Objectives: The San Francisco Syncope Rule (SFSR) is a decision rule with the potential to identify patients at risk for serious outcomes within 7 days of the emergency department (ED) visit for syncope. The initial studies of the SFSR reported a high sensitivity and specificity for identifying patients, of all ages, with serious outcomes. Our objective was to determine if the SFSR can be safely and accurately applied to ED patients aged 65 and older with syncope or near-syncope.
Methods: A retrospective review of ED patients aged 65 years and older with syncope or near-syncope between January 2000 and August 2001 was performed. Charts were reviewed for evidence of SFSR risks for the ED visit and serious outcomes within 7 days of the ED visit.
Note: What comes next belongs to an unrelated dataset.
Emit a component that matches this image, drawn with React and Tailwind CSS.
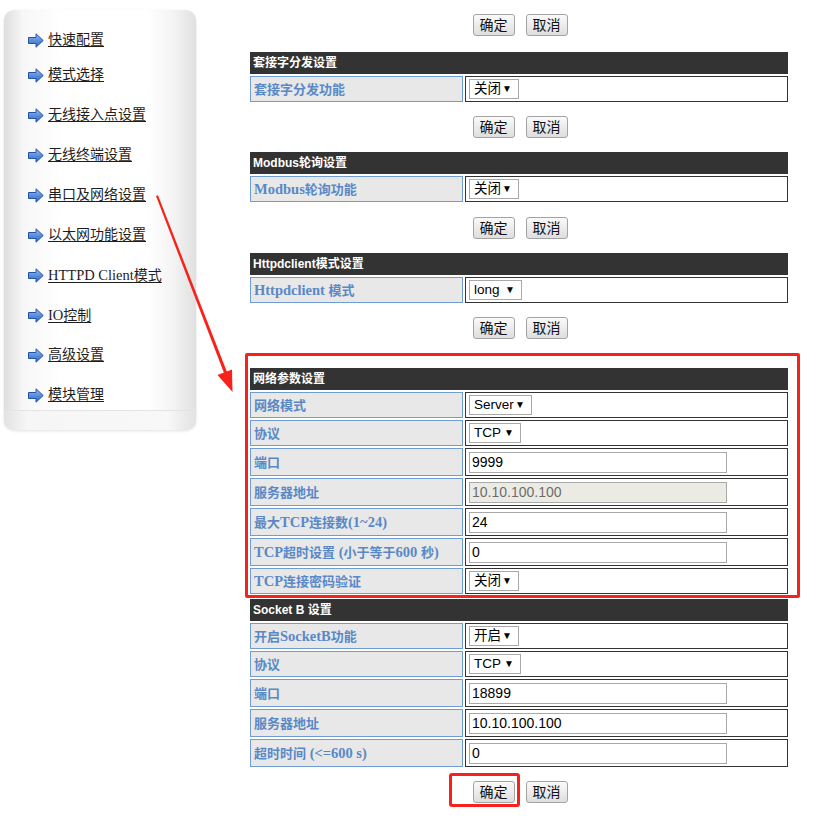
const menu = [
  '快速配置',
  '模式选择',
  '无线接入点设置',
  '无线终端设置',
  '串口及网络设置',
  '以太网功能设置',
  'HTTPD Client模式',
  'IO控制',
  '高级设置',
  '模块管理',
]

const cjk = "font-['Liberation_Sans','Noto_Sans_CJK_SC',sans-serif]"

// latin runs are drawn a touch larger than the CJK glyphs, as in the original page
function Mixed({ text, latin }) {
  return text.split(/([\x20-\x7e]+)/).map((part, i) =>
    /[\x21-\x7e]/.test(part) ? (
      <span key={i} className={latin}>
        {part}
      </span>
    ) : (
      part
    )
  )
}

function MenuArrow() {
  return (
    <svg width="16" height="15" viewBox="0 0 16 15" className="shrink-0">
      <defs>
        <linearGradient id="ma" x1="0" y1="0" x2="0" y2="1">
          <stop offset="0" stopColor="#9dbdf0" />
          <stop offset="0.5" stopColor="#5b8fdc" />
          <stop offset="1" stopColor="#3166c0" />
        </linearGradient>
      </defs>
      <polygon
        points="0.5,4.5 8,4.5 8,0.8 15.2,7.5 8,14.2 8,10.5 0.5,10.5"
        fill="url(#ma)"
        stroke="#2552a6"
        strokeWidth="1"
        strokeLinejoin="round"
      />
    </svg>
  )
}

function Sidebar() {
  return (
    <div className="relative ml-[4px] mt-[10px] w-[192px] h-[420px] rounded-[10px] shadow-[0_1px_3px_rgba(0,0,0,0.12)] bg-[linear-gradient(to_right,#dedede,#f7f7f7_10%,#ffffff_30%,#ffffff_75%,#f4f4f4_88%,#e0e0e0)] flex flex-col pt-[15px]">
      {menu.map((m, i) => (
        <div
          key={m}
          className={`shrink-0 flex items-center pl-[24px] ${i === 0 ? 'h-[30px]' : 'h-[40px]'}`}
        >
          <MenuArrow />
          <a className="ml-[4px] text-[14px] leading-none text-[#1e1e1e] underline underline-offset-2 font-['Liberation_Serif','Noto_Sans_CJK_SC',serif]">
            <Mixed text={m} latin="text-[14.5px]" />
          </a>
        </div>
      ))}
      <div className="absolute left-0 right-0 bottom-0 h-[20px] rounded-b-[10px] border-t border-[#e4e4e4] bg-[linear-gradient(to_right,#e2e2e2,#f6f6f6_12%,#f8f8f8_85%,#e2e2e2)]" />
    </div>
  )
}

function Btn({ children }) {
  return (
    <button
      className={`block w-[42px] h-[22px] rounded-[3px] border border-[#a3a3a3] bg-[linear-gradient(#fafafa,#dedede)] text-[14px] leading-none text-[#111] ${cjk}`}
    >
      {children}
    </button>
  )
}

function Buttons({ className = '', mark = false }) {
  return (
    <div className={`flex justify-center gap-[11px] pl-[2px] h-[22px] ${className}`}>
      <div className="relative flex">
        <Btn>确定</Btn>
        {mark && (
          <div className="absolute -left-[24px] -right-[5px] -top-[8px] -bottom-[4px] border-[3px] border-[#f5231b] rounded-[3px] pointer-events-none" />
        )}
      </div>
      <Btn>取消</Btn>
    </div>
  )
}

function Select({ value, w }) {
  return (
    <div
      className={`flex items-center justify-between h-[20px] border border-[#a9a9a9] bg-white pl-[4px] pr-[6px] ${cjk}`}
      style={{ width: w }}
    >
      <span className="text-[13.5px] leading-none text-black">{value}</span>
      <span className="text-[10px] leading-none text-black">▼</span>
    </div>
  )
}

function Input({ value, disabled }) {
  return (
    <div
      className={`flex items-center w-[258px] h-[21px] border border-[#a9a9a9] px-[2px] text-[14px] leading-none font-['Liberation_Sans',sans-serif] ${
        disabled ? 'bg-[#ebebe4] text-[#6d6d6d]' : 'bg-white text-black'
      }`}
    >
      {value}
    </div>
  )
}

function Section({ title, rows, className = '' }) {
  return (
    <table className={`w-[542px] border-separate border-spacing-[2px] leading-none ${className}`}>
      <tbody>
        <tr>
          <td
            colSpan={2}
            className={`h-[22px] bg-[#333333] px-[3px] text-[12px] leading-none font-bold text-white align-middle ${cjk}`}
          >
            {title}
          </td>
        </tr>
        {rows.map((r) => (
          <tr key={r.label}>
            <td
              className={`w-[213px] border border-[#6e9cd3] bg-[#e8e8e8] px-[3px] text-[13px] leading-none font-bold text-[#5a88c6] align-middle font-['Liberation_Serif','Noto_Sans_CJK_SC',serif] ${
                r.input !== undefined ? 'h-[28px]' : 'h-[26px]'
              }`}
            >
              <Mixed text={r.label} latin="text-[14.5px]" />
            </td>
            <td className="border border-[#333] bg-white pl-[3px] align-middle leading-none">
              {r.input !== undefined ? (
                <Input value={r.input} disabled={r.disabled} />
              ) : (
                <Select value={r.select} w={r.w} />
              )}
            </td>
          </tr>
        ))}
      </tbody>
    </table>
  )
}

export default function App() {
  return (
    <div className="relative w-[828px] min-h-[832px] bg-white flex items-start">
      <Sidebar />

      <div className="ml-[52px] w-[542px]">
        <Buttons className="mt-[14px]" />
        <Section
          className="mt-[14px]"
          title="套接字分发设置"
          rows={[{ label: '套接字分发功能', select: '关闭', w: 50 }]}
        />
        <Buttons className="mt-[12px]" />
        <Section
          className="mt-[12px]"
          title="Modbus轮询设置"
          rows={[{ label: 'Modbus轮询功能', select: '关闭', w: 50 }]}
        />
        <Buttons className="mt-[13px]" />
        <Section
          className="mt-[12px]"
          title="Httpdclient模式设置"
          rows={[{ label: 'Httpdclient 模式', select: 'long', w: 53 }]}
        />
        <Buttons className="mt-[12px]" />

        <div className="relative mt-[27px]">
          <Section
            title="网络参数设置"
            rows={[
              { label: '网络模式', select: 'Server', w: 63 },
              { label: '协议', select: 'TCP', w: 52 },
              { label: '端口', input: '9999' },
              { label: '服务器地址', input: '10.10.100.100', disabled: true },
              { label: '最大TCP连接数(1~24)', input: '24' },
              { label: 'TCP超时设置 (小于等于600 秒)', input: '0' },
              { label: 'TCP连接密码验证', select: '关闭', w: 50 },
            ]}
          />
          <div className="absolute -left-[3px] -right-[10px] -top-[13px] -bottom-[2px] border-[3px] border-[#f5231b] rounded-[2px] pointer-events-none" />
        </div>

        <Section
          className="mt-[1px]"
          title="Socket B 设置"
          rows={[
            { label: '开启SocketB功能', select: '开启', w: 50 },
            { label: '协议', select: 'TCP', w: 52 },
            { label: '端口', input: '18899' },
            { label: '服务器地址', input: '10.10.100.100' },
            { label: '超时时间 (<=600 s)', input: '0' },
          ]}
        />
        <Buttons className="mt-[12px]" mark />
      </div>

      <svg
        className="absolute left-0 top-0 pointer-events-none"
        width="828"
        height="832"
        viewBox="0 0 828 832"
      >
        <polygon points="156,196 158,195.3 227,372 224,373" fill="#f5231b" />
        <polygon points="232.5,392 217.5,375 232,369.5" fill="#f5231b" />
      </svg>
    </div>
  )
}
Results: Of 773 subjects identified as having syncope or near-syncope, 517 subjects were included. There were 98 patients with serious outcomes. Twenty-three patients who were negative on SFSR had serious outcomes. The sensitivity and specificity of the SFSR were 76.5% (95% confidence interval [CI], 66.7%-84.3%) and 36.8% (95% CI, 32.2%-41.6%), respectively. The negative and positive predictive values were 87.0% (95% CI, 80.9%-91.4%) and 22.1% (95% CI, 17.8%-26.9%), respectively.
Conclusions: In our cohort of elderly ED patients, the SFSR had a lower sensitivity and specificity. The SFSR may not be applicable to the elderly ED population. Future prospective validation is necessary before application to the ED elderly population.